When examining the experience of Latin American states in the twentieth century, intervention and overthrow are at the heart of the discussion. Typically, the United States, who regularly intervened in the affairs of its neighbors and ousted many governments it found “troublesome,” is portrayed as the architect of Latin American regime change. However, the United States was not alone in seeking to reshape the politics of the hemisphere. In the late 1940s, inspired but the democratic rhetoric of the Second World War and the human rights ideals of the United Nations, many Latin Americans dreamed of eliminating dictatorial governments from the Americas.

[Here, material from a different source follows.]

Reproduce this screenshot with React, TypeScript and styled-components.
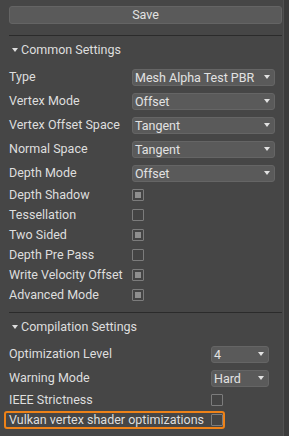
import styled, { createGlobalStyle } from "styled-components";

const GlobalStyle = createGlobalStyle`
  html, body {
    margin: 0;
    padding: 0;
    background: #464646;
  }
  body {
    font-family: Roboto, "Noto Sans", sans-serif;
    font-size: 12.5px;
    color: #dedede;
  }
`;

const Frame = styled.div`
  display: flex;
  flex-direction: row;
  width: 289px;
  height: 436px;
  overflow: hidden;
`;

const Panel = styled.div`
  display: flex;
  flex-direction: column;
  width: 273px;
  padding: 6px 1px 0 9px;
  background: #464646;
`;

const ScrollTrack = styled.div`
  width: 5px;
  background: #3b3b3b;
  border-left: 1px solid #505050;
`;

const SaveButton = styled.button`
  height: 18px;
  padding: 0;
  background: #5a5a5a;
  border: 1px solid #646464;
  border-radius: 3px;
  color: #e2e2e2;
  font-family: inherit;
  font-size: 12.5px;
  line-height: 16px;
`;

const Divider = styled.div<{ $top: number }>`
  height: 1px;
  margin-top: ${(p) => p.$top}px;
  background: #2b2b2b;
`;

const SectionHeader = styled.div`
  display: flex;
  align-items: center;
  height: 25px;
  margin-top: 1px;
  padding-left: 3px;
  gap: 3px;
`;

const Caret = styled.span`
  width: 0;
  height: 0;
  border-left: 3.5px solid transparent;
  border-right: 3.5px solid transparent;
  border-top: 4px solid #dedede;
`;

const Rows = styled.div`
  display: flex;
  flex-direction: column;
  align-items: flex-start;
  margin-top: 3px;
`;

const Row = styled.div<{ $tall?: boolean; $highlight?: boolean }>`
  display: flex;
  align-items: center;
  height: ${(p) => (p.$tall ? 24 : 20)}px;
  box-sizing: border-box;
  ${(p) =>
    p.$highlight &&
    `
    height: 18px;
    margin: 1px 0 0 -5px;
    padding-left: 3px;
    border: 2px solid #ee8218;
    border-radius: 3px;
  `}
`;

const Label = styled.span<{ $width: number }>`
  flex-shrink: 0;
  width: ${(p) => p.$width}px;
  white-space: nowrap;
  line-height: 16px;
`;

const Select = styled.div<{ $width: number }>`
  display: flex;
  align-items: center;
  justify-content: space-between;
  width: ${(p) => p.$width}px;
  height: 17px;
  box-sizing: border-box;
  padding: 0 4px 0 2px;
  background: #5a5a5a;
  border: 1px solid #656565;
  border-radius: 3px;
  color: #e2e2e2;
  line-height: 15px;
`;

const Arrow = styled.span`
  width: 0;
  height: 0;
  border-left: 3.5px solid transparent;
  border-right: 3.5px solid transparent;
  border-top: 4px solid #e2e2e2;
`;

const Check = styled.div<{ $on: boolean }>`
  display: flex;
  flex-shrink: 0;
  align-items: center;
  justify-content: center;
  width: 12px;
  height: 12px;
  box-sizing: border-box;
  border: 1px solid #7c7c7c;
  border-radius: 1px;
  background: #444444;
  &::after {
    content: "";
    display: ${(p) => (p.$on ? "block" : "none")};
    width: 6px;
    height: 6px;
    background: #8e8e8e;
  }
`;

type Field =
  | { label: string; kind: "select"; value: string }
  | { label: string; kind: "check"; value: boolean };

const common: Field[] = [
  { label: "Type", kind: "select", value: "Mesh Alpha Test PBR" },
  { label: "Vertex Mode", kind: "select", value: "Offset" },
  { label: "Vertex Offset Space", kind: "select", value: "Tangent" },
  { label: "Normal Space", kind: "select", value: "Tangent" },
  { label: "Depth Mode", kind: "select", value: "Offset" },
  { label: "Depth Shadow", kind: "check", value: true },
  { label: "Tessellation", kind: "check", value: false },
  { label: "Two Sided", kind: "check", value: true },
  { label: "Depth Pre Pass", kind: "check", value: false },
  { label: "Write Velocity Offset", kind: "check", value: true },
  { label: "Advanced Mode", kind: "check", value: true },
];

const compilation: Field[] = [
  { label: "Optimization Level", kind: "select", value: "4" },
  { label: "Warning Mode", kind: "select", value: "Hard" },
  { label: "IEEE Strictness", kind: "check", value: false },
  { label: "Vulkan vertex shader optimizations", kind: "check", value: false },
];

function FieldRow({
  field,
  labelWidth,
  selectWidth,
  highlight,
}: {
  field: Field;
  labelWidth: number;
  selectWidth: number;
  highlight?: boolean;
}) {
  return (
    <Row $tall={field.kind === "select"} $highlight={highlight}>
      <Label $width={labelWidth}>{field.label}</Label>
      {field.kind === "select" ? (
        <Select $width={selectWidth}>
          <span>{field.value}</span>
          <Arrow />
        </Select>
      ) : (
        <Check $on={field.value} />
      )}
    </Row>
  );
}

export default function App() {
  return (
    <Frame>
      <GlobalStyle />
      <Panel>
        <SaveButton>Save</SaveButton>
        <Divider $top={11} />
        <SectionHeader>
          <Caret />
          Common Settings
        </SectionHeader>
        <Rows>
          {common.map((f) => (
            <FieldRow key={f.label} field={f} labelWidth={123} selectWidth={143} />
          ))}
        </Rows>
        <Divider $top={7} />
        <SectionHeader>
          <Caret />
          Compilation Settings
        </SectionHeader>
        <Rows>
          {compilation.map((f, i) => (
            <FieldRow
              key={f.label}
              field={f}
              labelWidth={202}
              selectWidth={58}
              highlight={i === 3}
            />
          ))}
        </Rows>
      </Panel>
      <ScrollTrack />
    </Frame>
  );
}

Some called for peaceful change through public and international pressure, while others advocated for military intervention.
Among the latter was Eduardo Rodriguez Larreta, the Foreign Minister of Uruguay, who proposed that the American republics work multilaterally to remove any non-democratic elements. In a letter to other American governments, Larreta defended the principle of non-intervention, however he argued that it did not protect “the notorious and repeated violation by any republic of the elementary right of man and of the citizen.” According to the Larreta Doctrine, as it came to be known, dictators like Anastasio Somoza García of Nicaragua and Rafael Trujillo of the Dominican Republic could no longer abuse their citizens while hiding behind the non-intervention. As a means of ending this maltreatment, Larreta called for the pursuit of “multilateral collective action, exercised with complete unselfishness by all other republics of the continent, aimed at achieving in a spirit of brotherly prudent the mere reestablishment of essential rights.” It was also important that the intervention follow international law and not “injure the government affected” because it was “being taken for the benefit of all, including the country which has been suffering under such a harsh regime.”
Initially the United States supported the proposal, however the Cold War quickly forced the U.S. policymakers to change their tune. The United States could not support ousting the region’s dictators because they were its closest anti-communist allies. Without U.S. support, many Latin American countries also withdrew support for what came to be known as the Larreta Doctrine.
However, Latin American democrats, such as Venezuelan president Rómulo Betancourt and Guatemalan president José Arévalo, saw the doctrine as a means of removing what they saw as a blight on the hemisphere. These leaders began sponsoring national liberation movements, headed by democratic exiles, bent on ousting the likes of Somoza and Trujillo. These democratic revolutionaries became known as the Caribbean Legion and launched a series of invasions of Caribbean states over the course of the late 1940s and 1950s. The Caribbean Legion, despite giving Caribbean despots many sleepless nights, existed only in their imaginations. Although many of the revolutionaries shared resources and logistics, there was never a cohesive army made of Caribbean democrats, only individual bands of insurgents largely divided by nationality. Nicaraguan exiles represented a large portion of the Caribbean Legion, with many aiding Jose Figueres in overthrowing the despotic regime of Teodoro Picado Michalski in Costa Rica. In 1954 and 1959, Nicaraguan exiles unsuccessfully attempted to oust the Somoza regime, and with the success of the Cuban Revolution in 1959, the antidictatorial struggle became the purview of communist national liberation movements.